Requirement —
Include the line with "overflow-hidden bg-[#f0f4f8] font-['Noto_Sans',sans-serif]" and every line before it in the entries below, echoed exactly, but not the pictures.

Available records —
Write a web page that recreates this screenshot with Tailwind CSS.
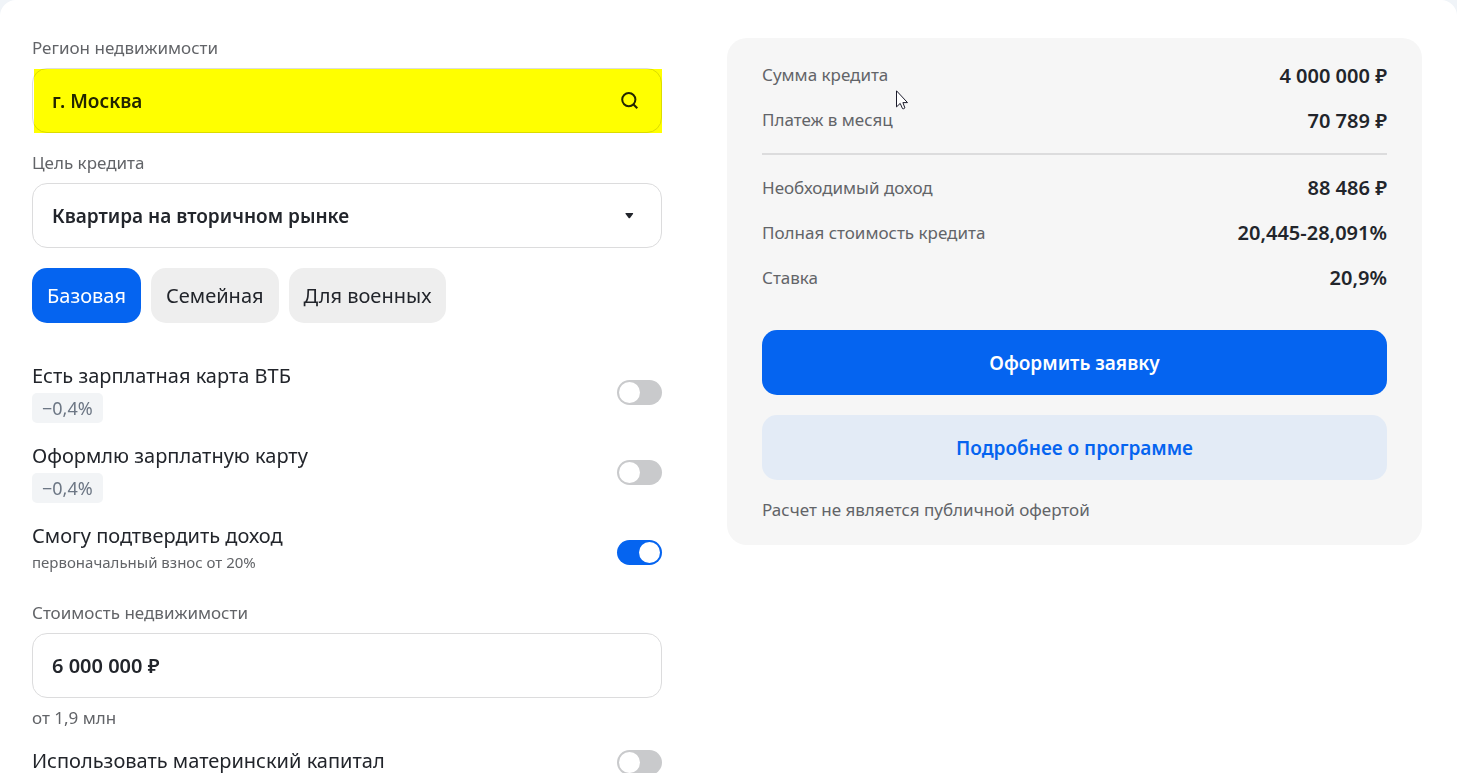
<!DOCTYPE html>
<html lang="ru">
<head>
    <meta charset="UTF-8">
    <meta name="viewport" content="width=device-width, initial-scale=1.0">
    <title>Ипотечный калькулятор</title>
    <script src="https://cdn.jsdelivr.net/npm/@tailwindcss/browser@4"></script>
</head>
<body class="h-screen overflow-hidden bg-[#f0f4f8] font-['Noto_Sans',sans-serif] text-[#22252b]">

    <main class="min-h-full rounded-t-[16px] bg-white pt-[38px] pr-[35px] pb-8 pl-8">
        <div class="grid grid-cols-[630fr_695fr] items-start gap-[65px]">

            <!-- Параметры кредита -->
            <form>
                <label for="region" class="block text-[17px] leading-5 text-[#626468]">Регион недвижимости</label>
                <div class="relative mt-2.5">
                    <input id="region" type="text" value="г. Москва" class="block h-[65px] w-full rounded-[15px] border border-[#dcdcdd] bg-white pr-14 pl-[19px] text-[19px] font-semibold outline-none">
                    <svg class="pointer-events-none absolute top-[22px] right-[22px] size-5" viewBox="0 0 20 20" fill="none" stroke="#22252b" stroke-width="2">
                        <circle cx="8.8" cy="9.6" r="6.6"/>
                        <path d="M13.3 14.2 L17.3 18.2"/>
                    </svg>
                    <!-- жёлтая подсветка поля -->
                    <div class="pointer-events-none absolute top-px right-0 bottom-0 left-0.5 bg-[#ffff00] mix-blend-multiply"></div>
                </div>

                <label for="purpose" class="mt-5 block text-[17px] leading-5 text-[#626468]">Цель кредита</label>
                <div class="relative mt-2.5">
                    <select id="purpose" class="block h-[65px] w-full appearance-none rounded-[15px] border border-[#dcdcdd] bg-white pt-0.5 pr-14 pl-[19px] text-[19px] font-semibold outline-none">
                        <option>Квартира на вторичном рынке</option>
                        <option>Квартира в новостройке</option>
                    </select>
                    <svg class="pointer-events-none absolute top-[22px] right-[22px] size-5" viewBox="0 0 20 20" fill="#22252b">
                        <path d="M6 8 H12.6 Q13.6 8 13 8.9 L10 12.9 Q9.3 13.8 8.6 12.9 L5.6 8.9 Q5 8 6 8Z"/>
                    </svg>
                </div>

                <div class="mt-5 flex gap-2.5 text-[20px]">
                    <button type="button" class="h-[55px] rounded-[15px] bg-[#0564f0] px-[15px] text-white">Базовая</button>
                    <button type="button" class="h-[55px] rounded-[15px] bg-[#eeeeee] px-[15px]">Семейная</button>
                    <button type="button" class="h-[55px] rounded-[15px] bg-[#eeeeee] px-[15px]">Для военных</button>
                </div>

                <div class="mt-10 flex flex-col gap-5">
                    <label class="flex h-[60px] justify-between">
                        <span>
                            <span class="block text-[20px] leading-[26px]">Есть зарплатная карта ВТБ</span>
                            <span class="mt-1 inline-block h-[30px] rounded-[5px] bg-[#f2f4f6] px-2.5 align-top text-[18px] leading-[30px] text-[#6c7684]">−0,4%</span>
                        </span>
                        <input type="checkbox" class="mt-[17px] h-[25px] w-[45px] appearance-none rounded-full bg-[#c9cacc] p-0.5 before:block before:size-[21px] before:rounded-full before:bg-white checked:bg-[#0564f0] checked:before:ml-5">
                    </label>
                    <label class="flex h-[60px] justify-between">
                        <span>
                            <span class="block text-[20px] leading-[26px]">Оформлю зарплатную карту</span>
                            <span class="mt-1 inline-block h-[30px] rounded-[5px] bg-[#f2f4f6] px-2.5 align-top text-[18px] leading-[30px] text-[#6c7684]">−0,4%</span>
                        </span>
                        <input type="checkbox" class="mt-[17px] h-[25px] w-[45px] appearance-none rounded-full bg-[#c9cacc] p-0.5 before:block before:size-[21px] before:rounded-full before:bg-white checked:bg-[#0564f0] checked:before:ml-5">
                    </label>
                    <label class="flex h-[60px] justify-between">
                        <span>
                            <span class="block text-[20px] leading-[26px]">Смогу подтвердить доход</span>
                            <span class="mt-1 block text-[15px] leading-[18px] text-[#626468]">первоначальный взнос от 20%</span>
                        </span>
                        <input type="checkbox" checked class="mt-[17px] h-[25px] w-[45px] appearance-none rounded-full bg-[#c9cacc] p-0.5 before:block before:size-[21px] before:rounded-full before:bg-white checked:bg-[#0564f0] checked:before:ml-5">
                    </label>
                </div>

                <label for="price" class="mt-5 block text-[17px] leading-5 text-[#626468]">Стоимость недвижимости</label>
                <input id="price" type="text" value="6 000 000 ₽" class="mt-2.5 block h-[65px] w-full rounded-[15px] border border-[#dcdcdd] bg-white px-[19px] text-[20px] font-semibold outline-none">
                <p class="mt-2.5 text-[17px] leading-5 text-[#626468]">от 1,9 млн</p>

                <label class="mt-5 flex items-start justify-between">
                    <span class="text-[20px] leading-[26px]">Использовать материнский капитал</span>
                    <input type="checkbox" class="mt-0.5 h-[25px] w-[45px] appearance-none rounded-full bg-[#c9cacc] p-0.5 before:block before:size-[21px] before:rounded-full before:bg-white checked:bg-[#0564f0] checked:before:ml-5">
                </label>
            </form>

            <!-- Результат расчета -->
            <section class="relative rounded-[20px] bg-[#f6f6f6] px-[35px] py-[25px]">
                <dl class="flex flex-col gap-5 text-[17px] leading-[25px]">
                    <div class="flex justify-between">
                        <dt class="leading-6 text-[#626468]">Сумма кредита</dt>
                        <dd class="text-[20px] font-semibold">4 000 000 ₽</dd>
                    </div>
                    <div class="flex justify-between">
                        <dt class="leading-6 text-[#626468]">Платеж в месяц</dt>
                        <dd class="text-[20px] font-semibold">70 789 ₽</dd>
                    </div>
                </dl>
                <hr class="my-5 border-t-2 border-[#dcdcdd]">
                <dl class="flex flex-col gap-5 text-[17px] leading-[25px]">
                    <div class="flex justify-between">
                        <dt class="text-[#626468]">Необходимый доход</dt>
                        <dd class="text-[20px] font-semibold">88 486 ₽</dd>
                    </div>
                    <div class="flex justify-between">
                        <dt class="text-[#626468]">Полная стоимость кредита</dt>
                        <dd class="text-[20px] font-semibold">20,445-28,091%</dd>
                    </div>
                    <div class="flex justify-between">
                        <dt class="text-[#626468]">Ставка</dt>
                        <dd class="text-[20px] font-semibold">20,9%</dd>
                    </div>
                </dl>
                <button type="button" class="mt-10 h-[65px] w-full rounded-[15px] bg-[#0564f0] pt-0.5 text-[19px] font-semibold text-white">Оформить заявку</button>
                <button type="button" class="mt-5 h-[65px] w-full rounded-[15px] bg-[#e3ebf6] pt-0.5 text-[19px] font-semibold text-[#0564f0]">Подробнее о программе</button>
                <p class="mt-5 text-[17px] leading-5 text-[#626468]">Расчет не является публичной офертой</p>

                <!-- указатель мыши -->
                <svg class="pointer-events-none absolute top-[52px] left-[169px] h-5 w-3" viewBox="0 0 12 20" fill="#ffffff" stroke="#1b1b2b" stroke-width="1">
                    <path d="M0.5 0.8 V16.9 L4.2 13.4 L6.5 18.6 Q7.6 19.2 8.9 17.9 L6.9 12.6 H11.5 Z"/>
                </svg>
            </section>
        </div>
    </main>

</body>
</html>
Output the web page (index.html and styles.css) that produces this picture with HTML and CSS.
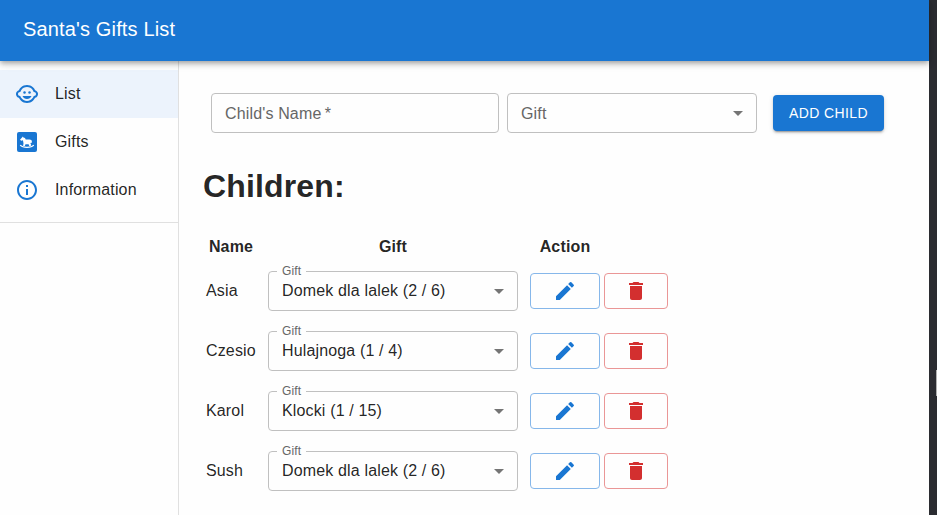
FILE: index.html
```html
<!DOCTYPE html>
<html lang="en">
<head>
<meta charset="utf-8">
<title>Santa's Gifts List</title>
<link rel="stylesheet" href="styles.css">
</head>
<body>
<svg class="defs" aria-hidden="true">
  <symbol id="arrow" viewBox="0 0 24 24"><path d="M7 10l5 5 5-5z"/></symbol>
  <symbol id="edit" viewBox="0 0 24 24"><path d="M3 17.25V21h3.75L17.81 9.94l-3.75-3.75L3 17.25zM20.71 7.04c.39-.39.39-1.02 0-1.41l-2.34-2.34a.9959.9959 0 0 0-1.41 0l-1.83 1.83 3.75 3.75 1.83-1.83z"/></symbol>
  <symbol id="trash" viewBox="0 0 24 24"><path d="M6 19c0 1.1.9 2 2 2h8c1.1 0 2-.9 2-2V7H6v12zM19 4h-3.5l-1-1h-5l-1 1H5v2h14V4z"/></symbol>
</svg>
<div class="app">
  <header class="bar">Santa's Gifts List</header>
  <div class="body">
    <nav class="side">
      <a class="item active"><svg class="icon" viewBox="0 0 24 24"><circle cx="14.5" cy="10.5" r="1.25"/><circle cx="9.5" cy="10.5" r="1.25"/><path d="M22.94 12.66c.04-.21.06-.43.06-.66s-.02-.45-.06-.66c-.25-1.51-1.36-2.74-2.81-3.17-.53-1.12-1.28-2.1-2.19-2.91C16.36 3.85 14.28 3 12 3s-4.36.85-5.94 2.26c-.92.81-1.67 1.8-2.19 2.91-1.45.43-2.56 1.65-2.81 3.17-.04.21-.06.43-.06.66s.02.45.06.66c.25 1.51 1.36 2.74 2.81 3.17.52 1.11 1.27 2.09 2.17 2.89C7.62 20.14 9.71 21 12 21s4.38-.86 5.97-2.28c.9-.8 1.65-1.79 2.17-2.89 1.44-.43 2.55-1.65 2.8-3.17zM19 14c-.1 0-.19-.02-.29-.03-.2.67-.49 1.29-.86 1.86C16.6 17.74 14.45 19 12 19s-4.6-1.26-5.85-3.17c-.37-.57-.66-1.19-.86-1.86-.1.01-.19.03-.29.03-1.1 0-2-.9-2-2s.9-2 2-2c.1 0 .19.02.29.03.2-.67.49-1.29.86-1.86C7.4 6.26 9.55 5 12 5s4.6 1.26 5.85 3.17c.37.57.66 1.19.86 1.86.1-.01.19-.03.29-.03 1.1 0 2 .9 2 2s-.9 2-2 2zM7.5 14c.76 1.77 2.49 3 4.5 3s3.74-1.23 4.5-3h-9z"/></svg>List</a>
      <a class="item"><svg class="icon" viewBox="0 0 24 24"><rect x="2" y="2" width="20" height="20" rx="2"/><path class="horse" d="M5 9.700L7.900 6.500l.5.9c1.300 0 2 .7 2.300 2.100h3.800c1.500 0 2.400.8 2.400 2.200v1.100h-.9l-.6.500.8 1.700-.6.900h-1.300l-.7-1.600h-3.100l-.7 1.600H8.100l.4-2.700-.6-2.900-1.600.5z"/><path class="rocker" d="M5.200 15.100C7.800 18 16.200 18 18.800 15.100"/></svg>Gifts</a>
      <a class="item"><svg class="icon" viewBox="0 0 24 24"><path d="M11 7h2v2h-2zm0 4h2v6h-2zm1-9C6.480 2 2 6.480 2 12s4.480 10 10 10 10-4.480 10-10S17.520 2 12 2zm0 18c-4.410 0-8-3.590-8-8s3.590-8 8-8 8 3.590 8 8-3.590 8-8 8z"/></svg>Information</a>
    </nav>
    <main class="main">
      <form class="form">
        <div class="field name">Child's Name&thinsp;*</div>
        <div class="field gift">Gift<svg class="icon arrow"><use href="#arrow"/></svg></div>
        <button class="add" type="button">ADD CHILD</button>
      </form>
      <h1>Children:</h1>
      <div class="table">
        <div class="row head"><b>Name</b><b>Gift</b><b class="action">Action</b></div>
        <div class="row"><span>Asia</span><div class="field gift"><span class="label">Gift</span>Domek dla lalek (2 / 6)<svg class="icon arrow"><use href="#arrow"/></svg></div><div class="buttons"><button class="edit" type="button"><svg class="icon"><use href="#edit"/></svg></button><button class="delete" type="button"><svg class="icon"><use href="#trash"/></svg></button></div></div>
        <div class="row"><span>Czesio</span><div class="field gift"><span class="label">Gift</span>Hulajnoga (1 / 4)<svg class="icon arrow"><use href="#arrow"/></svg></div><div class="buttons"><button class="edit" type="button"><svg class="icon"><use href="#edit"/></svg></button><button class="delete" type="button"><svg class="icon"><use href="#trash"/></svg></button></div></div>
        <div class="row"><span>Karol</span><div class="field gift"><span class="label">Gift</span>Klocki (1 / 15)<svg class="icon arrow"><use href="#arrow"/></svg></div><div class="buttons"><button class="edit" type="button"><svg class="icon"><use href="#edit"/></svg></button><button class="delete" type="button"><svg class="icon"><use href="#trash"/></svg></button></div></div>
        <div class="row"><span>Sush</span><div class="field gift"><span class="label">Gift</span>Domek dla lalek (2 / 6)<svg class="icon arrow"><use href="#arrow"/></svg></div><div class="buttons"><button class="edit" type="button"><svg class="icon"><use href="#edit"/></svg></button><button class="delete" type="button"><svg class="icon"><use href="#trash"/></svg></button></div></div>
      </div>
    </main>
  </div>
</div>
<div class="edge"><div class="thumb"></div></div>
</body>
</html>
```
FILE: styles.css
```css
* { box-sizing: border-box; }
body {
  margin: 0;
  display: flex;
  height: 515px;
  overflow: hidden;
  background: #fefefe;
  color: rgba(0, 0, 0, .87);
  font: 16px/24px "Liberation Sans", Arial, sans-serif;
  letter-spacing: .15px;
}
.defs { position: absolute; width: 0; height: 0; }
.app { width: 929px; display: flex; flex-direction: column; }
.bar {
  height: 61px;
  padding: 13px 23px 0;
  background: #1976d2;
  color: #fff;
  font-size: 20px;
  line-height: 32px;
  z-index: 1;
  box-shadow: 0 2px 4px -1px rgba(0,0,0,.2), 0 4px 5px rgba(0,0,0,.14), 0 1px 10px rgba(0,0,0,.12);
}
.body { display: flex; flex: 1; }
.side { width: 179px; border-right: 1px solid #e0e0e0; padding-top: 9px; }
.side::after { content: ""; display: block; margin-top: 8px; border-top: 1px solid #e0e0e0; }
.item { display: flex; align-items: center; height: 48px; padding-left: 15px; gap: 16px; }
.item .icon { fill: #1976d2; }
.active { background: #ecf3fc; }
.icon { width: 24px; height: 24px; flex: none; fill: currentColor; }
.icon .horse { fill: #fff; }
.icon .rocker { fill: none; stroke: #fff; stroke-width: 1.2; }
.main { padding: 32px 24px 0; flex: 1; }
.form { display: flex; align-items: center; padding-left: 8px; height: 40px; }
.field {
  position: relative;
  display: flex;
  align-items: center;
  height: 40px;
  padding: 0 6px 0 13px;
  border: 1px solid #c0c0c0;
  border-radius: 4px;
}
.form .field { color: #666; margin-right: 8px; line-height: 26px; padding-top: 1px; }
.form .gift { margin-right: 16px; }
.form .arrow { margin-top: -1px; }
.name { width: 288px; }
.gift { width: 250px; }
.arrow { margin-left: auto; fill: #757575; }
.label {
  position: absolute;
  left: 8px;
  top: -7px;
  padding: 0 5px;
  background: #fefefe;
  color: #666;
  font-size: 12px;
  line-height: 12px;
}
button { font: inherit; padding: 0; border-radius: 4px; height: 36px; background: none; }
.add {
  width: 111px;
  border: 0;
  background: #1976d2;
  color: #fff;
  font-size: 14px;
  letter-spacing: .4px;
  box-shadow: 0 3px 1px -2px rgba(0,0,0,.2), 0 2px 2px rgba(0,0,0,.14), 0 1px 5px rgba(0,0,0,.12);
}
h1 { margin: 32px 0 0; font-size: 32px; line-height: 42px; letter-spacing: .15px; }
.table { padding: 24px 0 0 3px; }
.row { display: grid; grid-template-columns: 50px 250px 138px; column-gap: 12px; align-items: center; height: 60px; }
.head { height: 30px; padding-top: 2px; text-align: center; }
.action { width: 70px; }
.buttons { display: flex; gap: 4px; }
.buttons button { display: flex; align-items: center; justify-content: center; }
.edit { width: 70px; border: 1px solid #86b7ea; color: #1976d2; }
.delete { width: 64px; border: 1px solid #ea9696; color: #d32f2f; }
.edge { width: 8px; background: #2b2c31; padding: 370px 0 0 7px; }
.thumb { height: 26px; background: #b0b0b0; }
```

Answer for the task —
Write a web page that recreates this screenshot with Tailwind CSS.
<!DOCTYPE html>
<html lang="ru">
<head>
    <meta charset="UTF-8">
    <meta name="viewport" content="width=device-width, initial-scale=1.0">
    <title>Ипотечный калькулятор</title>
    <script src="https://cdn.jsdelivr.net/npm/@tailwindcss/browser@4"></script>
</head>
<body class="h-screen overflow-hidden bg-[#f0f4f8] font-['Noto_Sans',sans-serif] text-[#22252b]">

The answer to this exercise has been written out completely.